TASK STATEMENT >> Within the material below, find each line bearing the word "components" and present it.

INFORMATION PROVIDED >>
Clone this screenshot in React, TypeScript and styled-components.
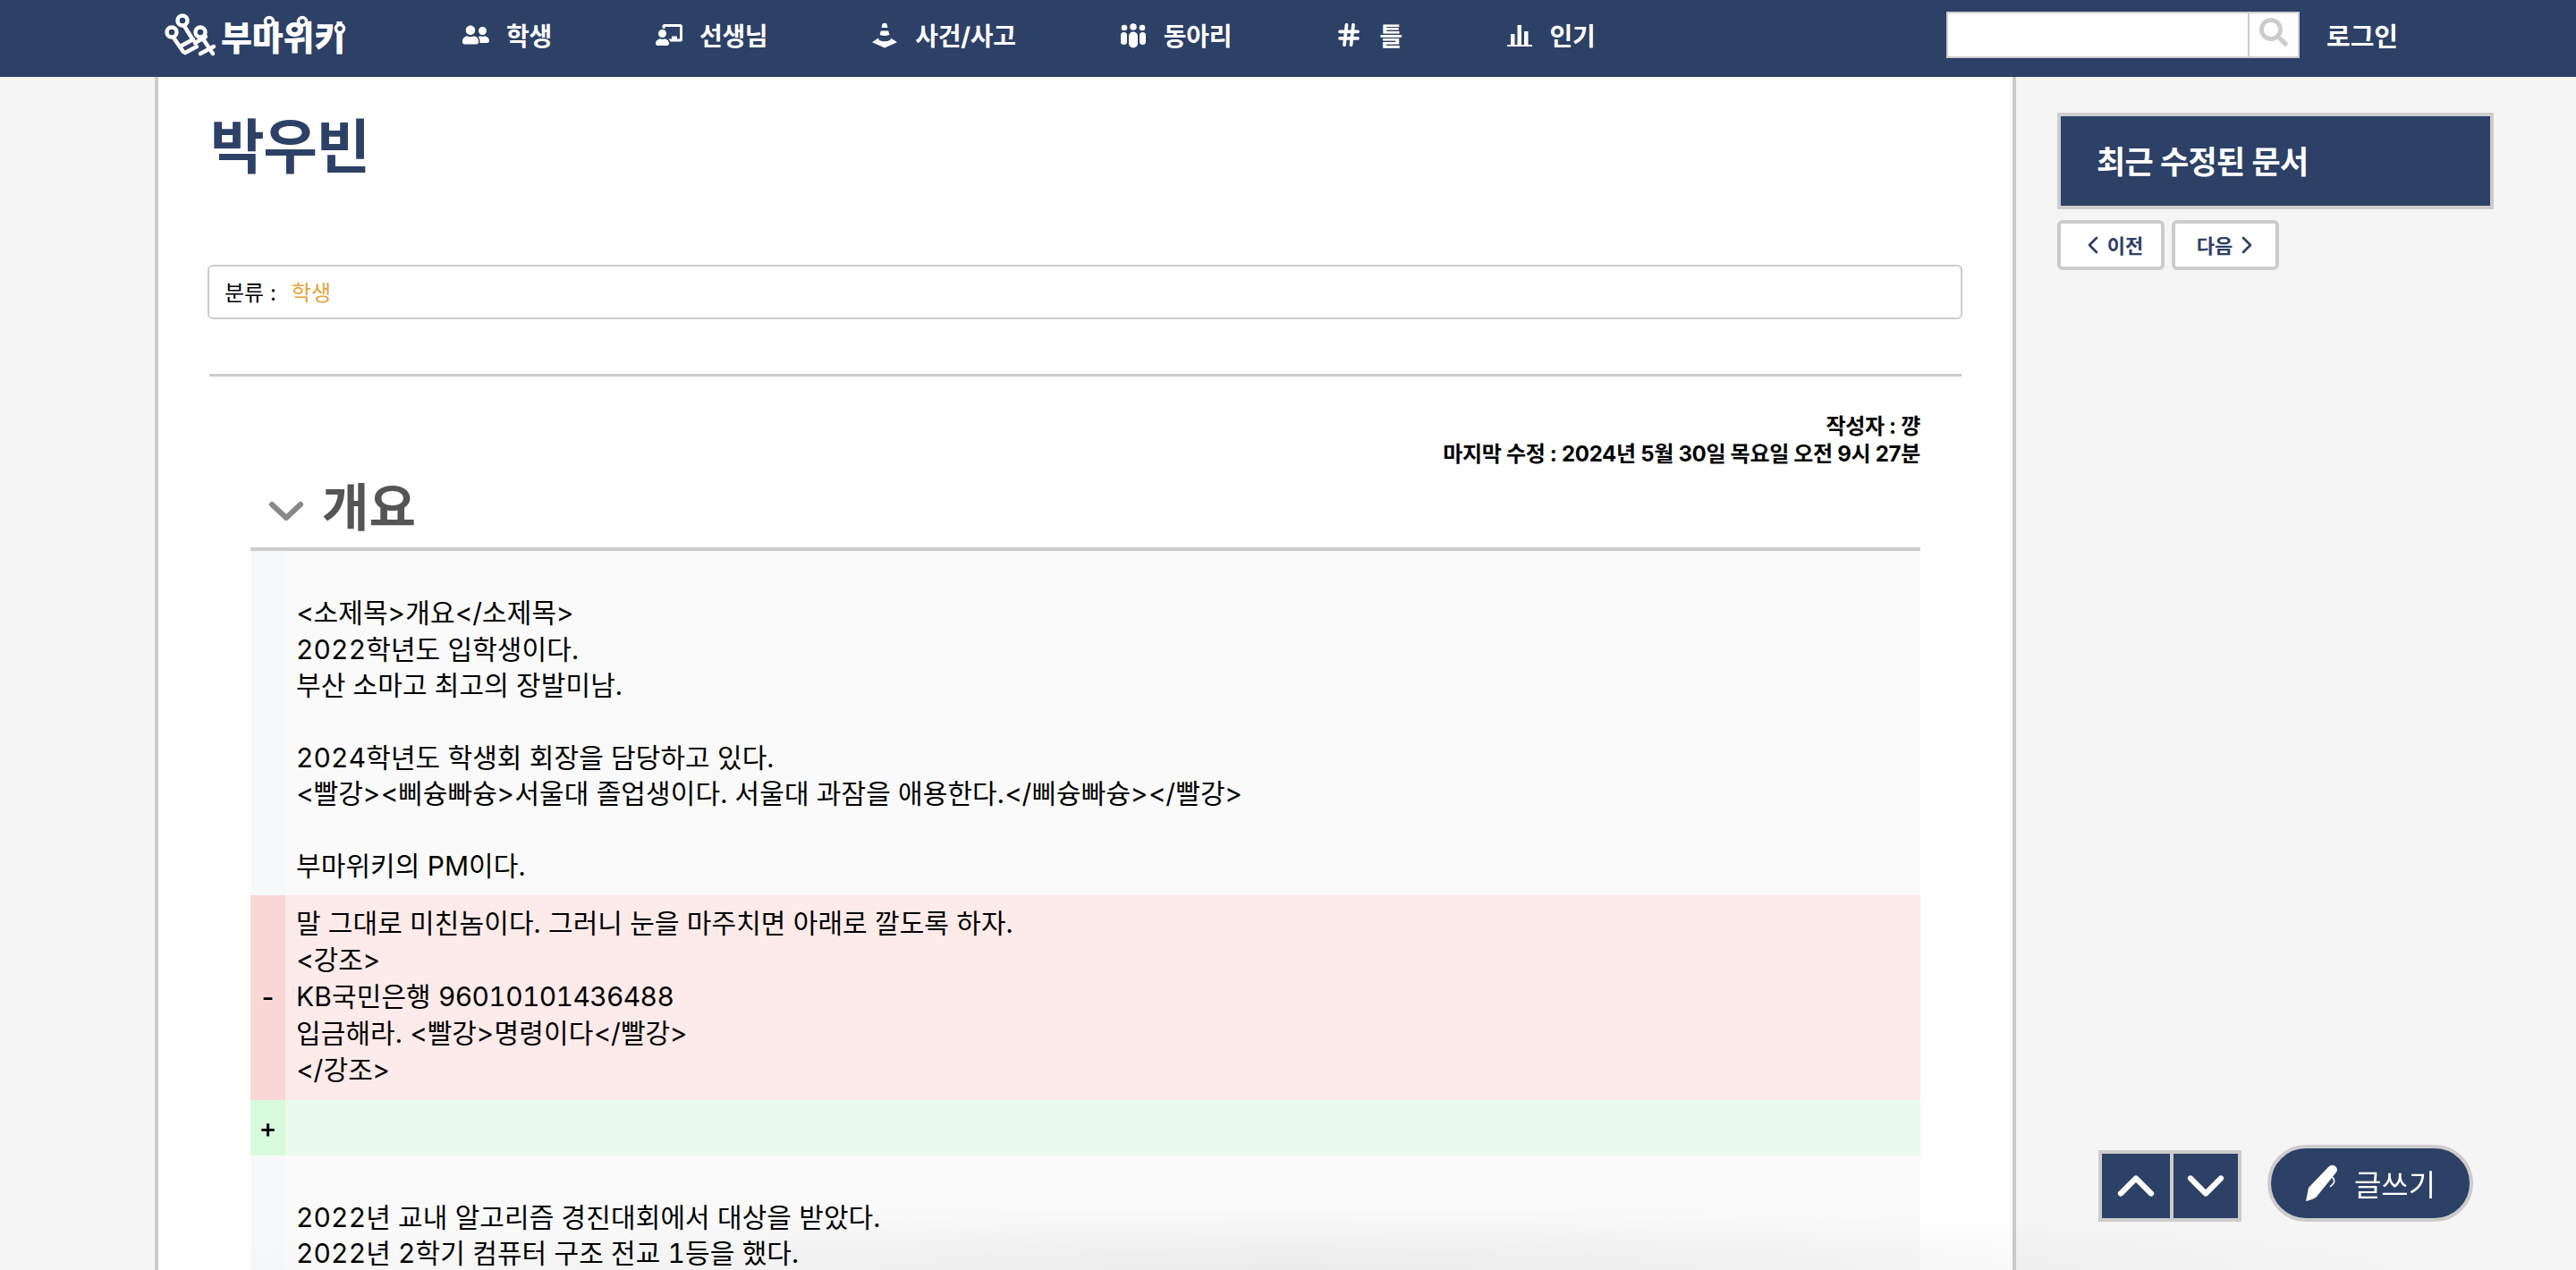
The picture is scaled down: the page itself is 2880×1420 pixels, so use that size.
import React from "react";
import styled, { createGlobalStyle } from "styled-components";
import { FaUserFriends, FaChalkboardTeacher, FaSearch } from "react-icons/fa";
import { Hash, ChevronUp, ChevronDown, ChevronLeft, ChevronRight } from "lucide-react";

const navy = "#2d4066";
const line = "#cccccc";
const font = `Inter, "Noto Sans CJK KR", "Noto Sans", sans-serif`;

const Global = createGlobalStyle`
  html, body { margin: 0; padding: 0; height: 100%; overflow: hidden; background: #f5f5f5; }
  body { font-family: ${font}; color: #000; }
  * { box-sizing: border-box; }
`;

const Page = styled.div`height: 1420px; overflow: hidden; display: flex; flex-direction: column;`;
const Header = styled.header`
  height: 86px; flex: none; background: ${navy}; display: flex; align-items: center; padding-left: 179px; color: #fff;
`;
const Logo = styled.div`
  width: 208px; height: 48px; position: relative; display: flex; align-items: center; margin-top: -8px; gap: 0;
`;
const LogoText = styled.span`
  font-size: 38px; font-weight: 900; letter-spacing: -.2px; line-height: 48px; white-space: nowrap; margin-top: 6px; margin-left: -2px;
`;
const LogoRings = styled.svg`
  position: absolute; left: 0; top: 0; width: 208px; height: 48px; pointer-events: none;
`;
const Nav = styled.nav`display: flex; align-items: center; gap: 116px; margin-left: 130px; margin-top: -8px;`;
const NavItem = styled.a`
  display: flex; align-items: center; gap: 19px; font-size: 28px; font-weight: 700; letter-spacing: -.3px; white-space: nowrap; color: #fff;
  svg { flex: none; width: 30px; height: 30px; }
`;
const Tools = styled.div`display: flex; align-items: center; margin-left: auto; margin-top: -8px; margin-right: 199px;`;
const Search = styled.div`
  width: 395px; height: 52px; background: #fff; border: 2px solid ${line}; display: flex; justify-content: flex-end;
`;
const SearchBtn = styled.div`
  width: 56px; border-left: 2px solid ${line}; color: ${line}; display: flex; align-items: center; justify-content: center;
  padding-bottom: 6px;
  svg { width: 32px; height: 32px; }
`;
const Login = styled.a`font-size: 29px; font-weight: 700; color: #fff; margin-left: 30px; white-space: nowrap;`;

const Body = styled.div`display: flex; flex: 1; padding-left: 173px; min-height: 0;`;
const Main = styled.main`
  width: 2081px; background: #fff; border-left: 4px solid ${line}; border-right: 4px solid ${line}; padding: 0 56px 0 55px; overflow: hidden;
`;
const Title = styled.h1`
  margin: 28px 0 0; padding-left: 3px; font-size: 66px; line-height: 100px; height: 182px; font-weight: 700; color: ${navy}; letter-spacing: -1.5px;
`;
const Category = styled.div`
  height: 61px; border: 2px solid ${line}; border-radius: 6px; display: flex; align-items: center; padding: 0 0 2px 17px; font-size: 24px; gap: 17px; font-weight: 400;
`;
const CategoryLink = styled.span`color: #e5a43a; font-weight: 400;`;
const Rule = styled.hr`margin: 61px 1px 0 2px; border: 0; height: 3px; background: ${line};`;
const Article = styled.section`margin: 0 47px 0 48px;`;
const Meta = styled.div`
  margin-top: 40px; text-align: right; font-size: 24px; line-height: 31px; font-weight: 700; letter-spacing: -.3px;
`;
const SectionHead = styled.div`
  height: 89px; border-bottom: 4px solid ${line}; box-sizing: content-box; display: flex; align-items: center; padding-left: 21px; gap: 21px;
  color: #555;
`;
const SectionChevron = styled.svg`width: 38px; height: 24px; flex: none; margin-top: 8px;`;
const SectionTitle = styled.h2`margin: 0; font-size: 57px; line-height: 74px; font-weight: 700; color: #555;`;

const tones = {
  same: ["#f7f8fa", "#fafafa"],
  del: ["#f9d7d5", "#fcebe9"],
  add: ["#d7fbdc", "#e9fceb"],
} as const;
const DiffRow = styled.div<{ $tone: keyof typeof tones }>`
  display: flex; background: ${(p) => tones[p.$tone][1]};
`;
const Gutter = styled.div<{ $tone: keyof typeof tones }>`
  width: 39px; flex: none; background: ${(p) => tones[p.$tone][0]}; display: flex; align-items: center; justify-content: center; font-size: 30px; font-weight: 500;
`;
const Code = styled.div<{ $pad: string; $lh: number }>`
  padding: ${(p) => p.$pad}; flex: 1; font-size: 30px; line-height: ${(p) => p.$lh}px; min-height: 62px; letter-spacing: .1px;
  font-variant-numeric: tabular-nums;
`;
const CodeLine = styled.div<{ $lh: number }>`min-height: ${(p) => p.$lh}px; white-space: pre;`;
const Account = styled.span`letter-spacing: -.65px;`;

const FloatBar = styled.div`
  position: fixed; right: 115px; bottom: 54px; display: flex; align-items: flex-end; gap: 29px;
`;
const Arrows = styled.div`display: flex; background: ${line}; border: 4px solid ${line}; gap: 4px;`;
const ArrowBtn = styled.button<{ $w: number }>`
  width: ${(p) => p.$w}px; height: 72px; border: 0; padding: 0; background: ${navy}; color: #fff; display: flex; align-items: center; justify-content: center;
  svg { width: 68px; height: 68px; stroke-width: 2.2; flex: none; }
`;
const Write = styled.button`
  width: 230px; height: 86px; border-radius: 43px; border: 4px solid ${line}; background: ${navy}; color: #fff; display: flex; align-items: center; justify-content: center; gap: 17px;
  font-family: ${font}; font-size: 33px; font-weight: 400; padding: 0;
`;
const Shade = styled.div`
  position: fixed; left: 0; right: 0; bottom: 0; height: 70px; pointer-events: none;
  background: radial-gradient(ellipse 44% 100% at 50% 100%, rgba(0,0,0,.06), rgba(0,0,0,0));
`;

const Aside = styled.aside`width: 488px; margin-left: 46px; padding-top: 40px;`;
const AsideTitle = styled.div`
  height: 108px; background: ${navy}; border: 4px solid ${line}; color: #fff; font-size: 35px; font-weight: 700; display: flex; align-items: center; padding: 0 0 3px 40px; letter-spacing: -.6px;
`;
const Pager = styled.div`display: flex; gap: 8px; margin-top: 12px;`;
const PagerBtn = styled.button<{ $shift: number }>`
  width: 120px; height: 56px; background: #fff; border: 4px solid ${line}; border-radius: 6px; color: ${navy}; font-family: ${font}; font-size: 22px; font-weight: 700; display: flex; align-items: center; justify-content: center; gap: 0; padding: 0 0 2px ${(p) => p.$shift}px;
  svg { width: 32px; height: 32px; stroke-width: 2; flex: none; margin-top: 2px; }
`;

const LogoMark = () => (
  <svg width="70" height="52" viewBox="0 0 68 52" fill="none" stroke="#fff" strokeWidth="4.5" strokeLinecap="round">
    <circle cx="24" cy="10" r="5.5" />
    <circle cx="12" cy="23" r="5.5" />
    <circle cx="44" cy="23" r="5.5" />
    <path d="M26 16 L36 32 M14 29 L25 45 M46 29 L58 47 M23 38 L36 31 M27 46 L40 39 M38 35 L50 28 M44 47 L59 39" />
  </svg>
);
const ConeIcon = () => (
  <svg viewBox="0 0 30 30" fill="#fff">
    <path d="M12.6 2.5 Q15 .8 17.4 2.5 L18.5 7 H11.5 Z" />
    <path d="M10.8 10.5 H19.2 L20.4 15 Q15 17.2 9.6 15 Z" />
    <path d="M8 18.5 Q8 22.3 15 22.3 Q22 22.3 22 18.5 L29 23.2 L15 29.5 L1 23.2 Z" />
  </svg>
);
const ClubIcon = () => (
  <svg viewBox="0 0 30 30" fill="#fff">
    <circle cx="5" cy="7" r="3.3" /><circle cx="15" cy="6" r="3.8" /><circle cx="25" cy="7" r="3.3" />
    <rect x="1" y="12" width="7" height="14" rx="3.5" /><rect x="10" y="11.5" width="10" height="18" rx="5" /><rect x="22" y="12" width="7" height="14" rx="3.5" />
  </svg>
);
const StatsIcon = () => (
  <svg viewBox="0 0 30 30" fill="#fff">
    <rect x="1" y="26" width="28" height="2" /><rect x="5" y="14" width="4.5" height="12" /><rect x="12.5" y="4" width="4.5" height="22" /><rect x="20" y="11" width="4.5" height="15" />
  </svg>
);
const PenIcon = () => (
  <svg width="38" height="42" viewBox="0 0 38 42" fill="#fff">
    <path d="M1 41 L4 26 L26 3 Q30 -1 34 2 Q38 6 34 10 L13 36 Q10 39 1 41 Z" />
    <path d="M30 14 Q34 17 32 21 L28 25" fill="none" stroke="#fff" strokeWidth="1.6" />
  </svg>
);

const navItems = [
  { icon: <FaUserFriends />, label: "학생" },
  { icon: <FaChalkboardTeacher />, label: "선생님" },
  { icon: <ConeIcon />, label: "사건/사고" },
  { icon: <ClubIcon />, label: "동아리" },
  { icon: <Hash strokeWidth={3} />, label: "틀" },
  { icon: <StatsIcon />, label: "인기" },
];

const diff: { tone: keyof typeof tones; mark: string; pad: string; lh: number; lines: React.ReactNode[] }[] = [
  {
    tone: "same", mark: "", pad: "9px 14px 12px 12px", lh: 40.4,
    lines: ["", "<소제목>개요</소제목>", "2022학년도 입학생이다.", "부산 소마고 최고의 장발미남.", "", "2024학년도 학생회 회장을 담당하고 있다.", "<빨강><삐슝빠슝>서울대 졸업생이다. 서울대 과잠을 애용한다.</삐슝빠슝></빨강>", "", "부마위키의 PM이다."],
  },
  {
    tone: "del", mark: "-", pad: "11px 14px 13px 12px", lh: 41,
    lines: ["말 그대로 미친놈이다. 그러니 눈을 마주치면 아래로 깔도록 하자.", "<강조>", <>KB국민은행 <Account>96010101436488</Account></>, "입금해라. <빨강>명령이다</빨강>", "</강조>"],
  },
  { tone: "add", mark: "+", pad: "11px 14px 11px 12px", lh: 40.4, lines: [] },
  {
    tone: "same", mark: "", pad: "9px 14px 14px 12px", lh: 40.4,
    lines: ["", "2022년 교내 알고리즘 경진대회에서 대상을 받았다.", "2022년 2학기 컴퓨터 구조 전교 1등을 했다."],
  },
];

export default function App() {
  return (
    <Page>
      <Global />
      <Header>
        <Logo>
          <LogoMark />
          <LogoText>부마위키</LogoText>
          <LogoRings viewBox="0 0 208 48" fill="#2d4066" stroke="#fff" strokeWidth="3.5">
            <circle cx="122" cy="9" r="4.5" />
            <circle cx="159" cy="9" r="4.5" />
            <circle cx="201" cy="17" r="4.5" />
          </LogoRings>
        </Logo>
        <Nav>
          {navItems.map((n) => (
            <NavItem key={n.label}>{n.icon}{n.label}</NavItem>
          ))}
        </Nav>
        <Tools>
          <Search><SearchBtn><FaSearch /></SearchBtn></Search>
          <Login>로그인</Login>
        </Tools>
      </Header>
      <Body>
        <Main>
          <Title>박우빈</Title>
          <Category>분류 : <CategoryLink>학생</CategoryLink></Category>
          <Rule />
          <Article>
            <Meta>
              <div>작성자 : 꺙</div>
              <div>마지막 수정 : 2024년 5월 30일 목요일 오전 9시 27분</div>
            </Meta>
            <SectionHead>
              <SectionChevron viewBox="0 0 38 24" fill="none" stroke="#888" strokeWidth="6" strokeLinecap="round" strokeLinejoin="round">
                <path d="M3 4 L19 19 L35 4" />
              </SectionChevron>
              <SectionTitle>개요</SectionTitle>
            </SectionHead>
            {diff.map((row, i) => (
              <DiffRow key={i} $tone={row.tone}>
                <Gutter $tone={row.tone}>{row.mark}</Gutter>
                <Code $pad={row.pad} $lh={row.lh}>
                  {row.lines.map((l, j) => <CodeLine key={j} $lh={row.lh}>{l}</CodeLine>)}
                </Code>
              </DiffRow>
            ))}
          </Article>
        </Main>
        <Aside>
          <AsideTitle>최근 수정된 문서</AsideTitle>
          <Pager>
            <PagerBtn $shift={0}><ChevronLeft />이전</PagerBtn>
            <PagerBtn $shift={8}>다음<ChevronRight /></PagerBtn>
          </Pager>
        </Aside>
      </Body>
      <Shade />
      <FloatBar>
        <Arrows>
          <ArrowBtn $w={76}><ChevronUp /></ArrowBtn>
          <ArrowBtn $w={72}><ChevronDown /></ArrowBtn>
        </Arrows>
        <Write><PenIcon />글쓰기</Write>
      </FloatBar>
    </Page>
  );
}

ANSWER BELOW >>
Clone this screenshot in React, TypeScript and styled-components.
import styled, { createGlobalStyle } from "styled-components";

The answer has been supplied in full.